Yet even while sermonizing regarding the lack of seriousness with which the world deals with sexual slavery and violence against women, Wolfe fails to give the situation the seriousness it deserves by examining why Boko Haram does what it does, the Sharia, Islamic law.

Wolfe points out that Boko Haram means “Western Education is Forbidden”, without ever enlightening Foreign Policy’s readers that they mean “forbidden by Islamic law”.  And despite claims by organizations like The Islamic Society of North America, and Egypt’s Al Azhar university, there’s ample evidence to suggest that Boko Haram’s understanding of what is and is not forbidden under Islamic law is accurate.

In ‘The Reliance of the Traveller: A Classic Manual of Islamic Sacred Law’ by Ahmad ibn Naqib al-Misri (d. 1368) and published in English translation by Nuh Ha Mim Keller in 1994 under the section, “The Rules of Warfare”:

“O.913 When a child or a woman is taken captive, they become slaves by the fact of capture, and the woman’s previous marriage is immediately annulled.”

The implication of the marriage annulment is that the women are now available as sexual slaves or wives.

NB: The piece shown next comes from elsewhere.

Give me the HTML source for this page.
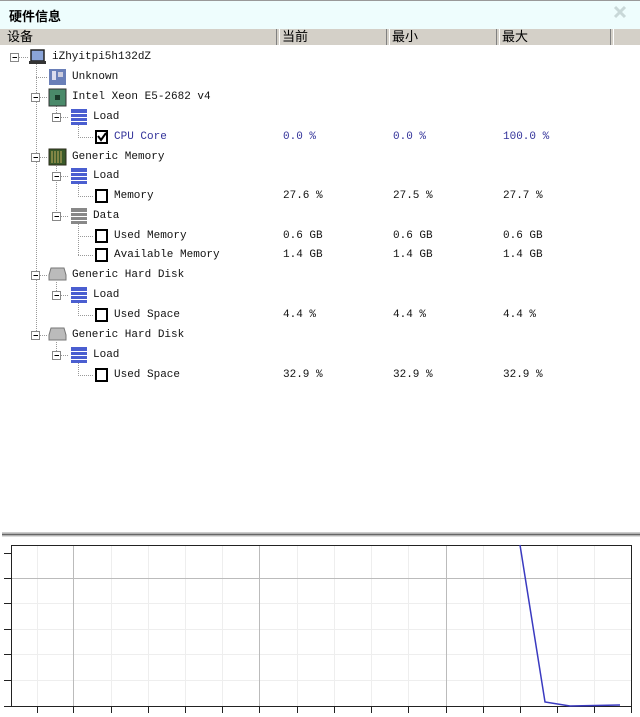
<!DOCTYPE html>
<html><head><meta charset="utf-8"><style>
body{margin:0;width:640px;height:717px;overflow:hidden;background:#fff;position:relative;font-family:"Liberation Mono","Noto Sans CJK SC",monospace;}
.title{position:absolute;left:0;top:0;width:640px;height:28px;background:#eefdfd;border-top:1px solid #999;}
.title span{position:absolute;left:9px;top:5px;font:bold 13px "Liberation Sans","Noto Sans CJK SC",sans-serif;color:#000;}
.hdr{position:absolute;left:0;top:29px;width:640px;height:16px;background:#d4d0c8;border-bottom:1px solid #fff;}
.hdr div{position:absolute;top:0;height:16px;font:13px "Liberation Sans","Noto Sans CJK SC",sans-serif;line-height:16px;color:#000;}
.sep{position:absolute;top:29px;width:2px;height:16px;border-left:1px solid #808080;border-right:1px solid #fff;}
.t{position:absolute;font-size:11px;line-height:14px;color:#111;white-space:pre;}
.b{color:#33339a;}
</style></head><body>
<div class="title"><span>硬件信息</span>
<svg style="position:absolute;left:612px;top:4px" width="16" height="14"><path d="M3 2L13 12M13 2L3 12" stroke="#c8d8d8" stroke-width="3"/></svg></div>
<div class="hdr"><div style="left:7px">设备</div><div style="left:282px">当前</div><div style="left:392px">最小</div><div style="left:502px">最大</div></div>
<div class="sep" style="left:276px"></div><div class="sep" style="left:386px"></div><div class="sep" style="left:496px"></div><div class="sep" style="left:610px"></div>

<svg style="position:absolute;left:0;top:0" width="640" height="400">
<g stroke="#999" stroke-dasharray="1,1" fill="none">
<line x1="36.5" y1="64" x2="36.5" y2="335"/>
<line x1="19" y1="57.5" x2="29" y2="57.5"/>
<line x1="36" y1="77.5" x2="48" y2="77.5"/>
<line x1="40" y1="97.5" x2="48" y2="97.5"/>
<line x1="40" y1="157.5" x2="48" y2="157.5"/>
<line x1="40" y1="275.5" x2="48" y2="275.5"/>
<line x1="40" y1="335.5" x2="48" y2="335.5"/>
<line x1="56.5" y1="104" x2="56.5" y2="117"/>
<line x1="56.5" y1="164" x2="56.5" y2="216"/>
<line x1="56.5" y1="282" x2="56.5" y2="295"/>
<line x1="56.5" y1="342" x2="56.5" y2="355"/>
<line x1="61" y1="117.5" x2="69" y2="117.5"/>
<line x1="61" y1="176.5" x2="69" y2="176.5"/>
<line x1="61" y1="216.5" x2="69" y2="216.5"/>
<line x1="61" y1="295.5" x2="69" y2="295.5"/>
<line x1="61" y1="355.5" x2="69" y2="355.5"/>
<line x1="78.5" y1="125" x2="78.5" y2="137"/><line x1="78" y1="137.5" x2="93" y2="137.5"/>
<line x1="78.5" y1="184" x2="78.5" y2="196"/><line x1="78" y1="196.5" x2="93" y2="196.5"/>
<line x1="78.5" y1="224" x2="78.5" y2="255"/><line x1="78" y1="236.5" x2="93" y2="236.5"/><line x1="78" y1="255.5" x2="93" y2="255.5"/>
<line x1="78.5" y1="303" x2="78.5" y2="315"/><line x1="78" y1="315.5" x2="93" y2="315.5"/>
<line x1="78.5" y1="363" x2="78.5" y2="375"/><line x1="78" y1="375.5" x2="93" y2="375.5"/>
</g>
<g fill="#fff" stroke="#888">
<rect x="10.5" y="53.5" width="8" height="8"/>
<rect x="31.5" y="93.5" width="8" height="8"/><rect x="31.5" y="153.5" width="8" height="8"/>
<rect x="31.5" y="271.5" width="8" height="8"/><rect x="31.5" y="331.5" width="8" height="8"/>
<rect x="52.5" y="113.5" width="8" height="8"/><rect x="52.5" y="172.5" width="8" height="8"/>
<rect x="52.5" y="212.5" width="8" height="8"/><rect x="52.5" y="291.5" width="8" height="8"/><rect x="52.5" y="351.5" width="8" height="8"/>
</g>
<g stroke="#000"><line x1="12.5" y1="57.5" x2="17" y2="57.5"/><line x1="33.5" y1="97.5" x2="38" y2="97.5"/><line x1="33.5" y1="157.5" x2="38" y2="157.5"/><line x1="33.5" y1="275.5" x2="38" y2="275.5"/><line x1="33.5" y1="335.5" x2="38" y2="335.5"/><line x1="54.5" y1="117.5" x2="59" y2="117.5"/><line x1="54.5" y1="176.5" x2="59" y2="176.5"/><line x1="54.5" y1="216.5" x2="59" y2="216.5"/><line x1="54.5" y1="295.5" x2="59" y2="295.5"/><line x1="54.5" y1="355.5" x2="59" y2="355.5"/></g>
<!-- root computer -->
<rect x="31" y="50" width="13" height="11" fill="#8aa4d8" stroke="#222" stroke-width="1.5"/><rect x="29" y="61" width="17" height="3" fill="#333"/>
<!-- unknown motherboard -->
<rect x="49" y="69" width="17" height="16" fill="#6a7fb8"/><rect x="52" y="71" width="4" height="9" fill="#dde"/><rect x="58" y="72" width="5" height="5" fill="#ccd"/>
<!-- cpu -->
<rect x="49" y="89" width="17" height="17" fill="#4a8a6a" stroke="#333"/><rect x="55" y="95" width="5" height="5" fill="#1a3a2a"/>
<!-- memory -->
<rect x="49" y="149" width="17" height="16" fill="#3a5a2a" stroke="#2a2a1a"/><g stroke="#c8b060"><line x1="52" y1="151" x2="52" y2="163"/><line x1="55" y1="151" x2="55" y2="163"/><line x1="58" y1="151" x2="58" y2="163"/><line x1="61" y1="151" x2="61" y2="163"/></g>
<!-- disks -->
<path d="M51 268h13l2 7v5h-17v-5z" fill="#bbb" stroke="#777"/><path d="M51 328h13l2 7v5h-17v-5z" fill="#bbb" stroke="#777"/>
<!-- load bars -->
<g fill="#4a5ed0"><rect x="71" y="109" width="16" height="16"/><rect x="71" y="168" width="16" height="16"/><rect x="71" y="287" width="16" height="16"/><rect x="71" y="347" width="16" height="16"/></g>
<rect x="71" y="208" width="16" height="16" fill="#888"/>
<g stroke="#fff" stroke-width="1"><path d="M71 113.5h16M71 117.5h16M71 121.5h16M71 172.5h16M71 176.5h16M71 180.5h16M71 212.5h16M71 216.5h16M71 220.5h16M71 291.5h16M71 295.5h16M71 299.5h16M71 351.5h16M71 355.5h16M71 359.5h16"/></g>
<!-- checkboxes -->
<g fill="#fff" stroke="#000" stroke-width="2"><rect x="96" y="131" width="11" height="12"/><rect x="96" y="190" width="11" height="12"/><rect x="96" y="230" width="11" height="12"/><rect x="96" y="249" width="11" height="12"/><rect x="96" y="309" width="11" height="12"/><rect x="96" y="369" width="11" height="12"/></g>
<path d="M98 136l3 4 5-7" stroke="#000" stroke-width="2" fill="none"/>
</svg>

<div class="t" style="left:52px;top:50px">iZhyitpi5h132dZ</div>
<div class="t" style="left:72px;top:70px">Unknown</div>
<div class="t" style="left:72px;top:90px">Intel Xeon E5-2682 v4</div>
<div class="t" style="left:93px;top:110px">Load</div>
<div class="t b" style="left:114px;top:130px">CPU Core</div><div class="t b" style="left:283px;top:130px">0.0 %</div><div class="t b" style="left:393px;top:130px">0.0 %</div><div class="t b" style="left:503px;top:130px">100.0 %</div>
<div class="t" style="left:72px;top:150px">Generic Memory</div>
<div class="t" style="left:93px;top:169px">Load</div>
<div class="t" style="left:114px;top:189px">Memory</div><div class="t" style="left:283px;top:189px">27.6 %</div><div class="t" style="left:393px;top:189px">27.5 %</div><div class="t" style="left:503px;top:189px">27.7 %</div>
<div class="t" style="left:93px;top:209px">Data</div>
<div class="t" style="left:114px;top:229px">Used Memory</div><div class="t" style="left:283px;top:229px">0.6 GB</div><div class="t" style="left:393px;top:229px">0.6 GB</div><div class="t" style="left:503px;top:229px">0.6 GB</div>
<div class="t" style="left:114px;top:248px">Available Memory</div><div class="t" style="left:283px;top:248px">1.4 GB</div><div class="t" style="left:393px;top:248px">1.4 GB</div><div class="t" style="left:503px;top:248px">1.4 GB</div>
<div class="t" style="left:72px;top:268px">Generic Hard Disk</div>
<div class="t" style="left:93px;top:288px">Load</div>
<div class="t" style="left:114px;top:308px">Used Space</div><div class="t" style="left:283px;top:308px">4.4 %</div><div class="t" style="left:393px;top:308px">4.4 %</div><div class="t" style="left:503px;top:308px">4.4 %</div>
<div class="t" style="left:72px;top:328px">Generic Hard Disk</div>
<div class="t" style="left:93px;top:348px">Load</div>
<div class="t" style="left:114px;top:368px">Used Space</div><div class="t" style="left:283px;top:368px">32.9 %</div><div class="t" style="left:393px;top:368px">32.9 %</div><div class="t" style="left:503px;top:368px">32.9 %</div>

<svg style="position:absolute;left:0;top:525px" width="640" height="192">
<rect x="0" y="0" width="640" height="192" fill="#fff"/>
<line x1="2" y1="7.5" x2="640" y2="7.5" stroke="#ccc"/>
<line x1="2" y1="9.5" x2="640" y2="9.5" stroke="#666" stroke-width="2"/>
<line x1="2" y1="11.5" x2="640" y2="11.5" stroke="#ddd"/>
<g stroke="#eee">
<path d="M37.5 20v162M111.5 20v162M148.5 20v162M185.5 20v162M222.5 20v162M297.5 20v162M334.5 20v162M371.5 20v162M408.5 20v162M483.5 20v162M520.5 20v162M557.5 20v162M594.5 20v162"/>
<path d="M11 78.5h620M11 104.5h620M11 129.5h620M11 155.5h620"/>
</g>
<g stroke="#bbb"><path d="M73.5 20v162M259.5 20v162M446.5 20v162M11 53.5h620"/></g>
<rect x="11.5" y="20.5" width="620" height="161" fill="none" stroke="#222"/>
<g stroke="#222"><path d="M4 28.5h7M4 53.5h7M4 78.5h7M4 104.5h7M4 129.5h7M4 155.5h7M4 181.5h7"/>
<path d="M37.5 182v6M73.5 182v6M111.5 182v6M148.5 182v6M185.5 182v6M222.5 182v6M259.5 182v6M297.5 182v6M334.5 182v6M371.5 182v6M408.5 182v6M446.5 182v6M483.5 182v6M520.5 182v6M557.5 182v6M594.5 182v6M631.5 182v6"/></g>
<polyline points="520,20 545,177 570,181 620,180" fill="none" stroke="#3a3ac0" stroke-width="1.5"/>
</svg>
</body></html>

Not that ISNA and Al-Azhar should be surprised by this.  The ISNA-affiliated Fiqh Council of North America approved Reliance with then President Taha Jabir al ‘Alwani calling it an “eminent work of Islamic jurisprudence.” The Al-Azhar Islamic Research Academy certified that the manual, “conforms to the practice and faith of the orthodox Sunni school (ahl al-Sunna wa al-Jama’a).”

Nor is Reliance’s interpretation alone in understanding Islamic law to permit sexual slavery. As Ibn Kathir (d.1373) in his highly regarded Tafsir (exegeses) of the Koran, explains, the source of this understanding is Quran Sura 4:25:

“Also (forbidden are) women already married, except those whom your right hands possess.) The Ayah means, you are prohibited from marrying women who are already married, (except those whom your right hands possess) except those whom you acquire through war, for you are allowed such women after making sure they are not pregnant.”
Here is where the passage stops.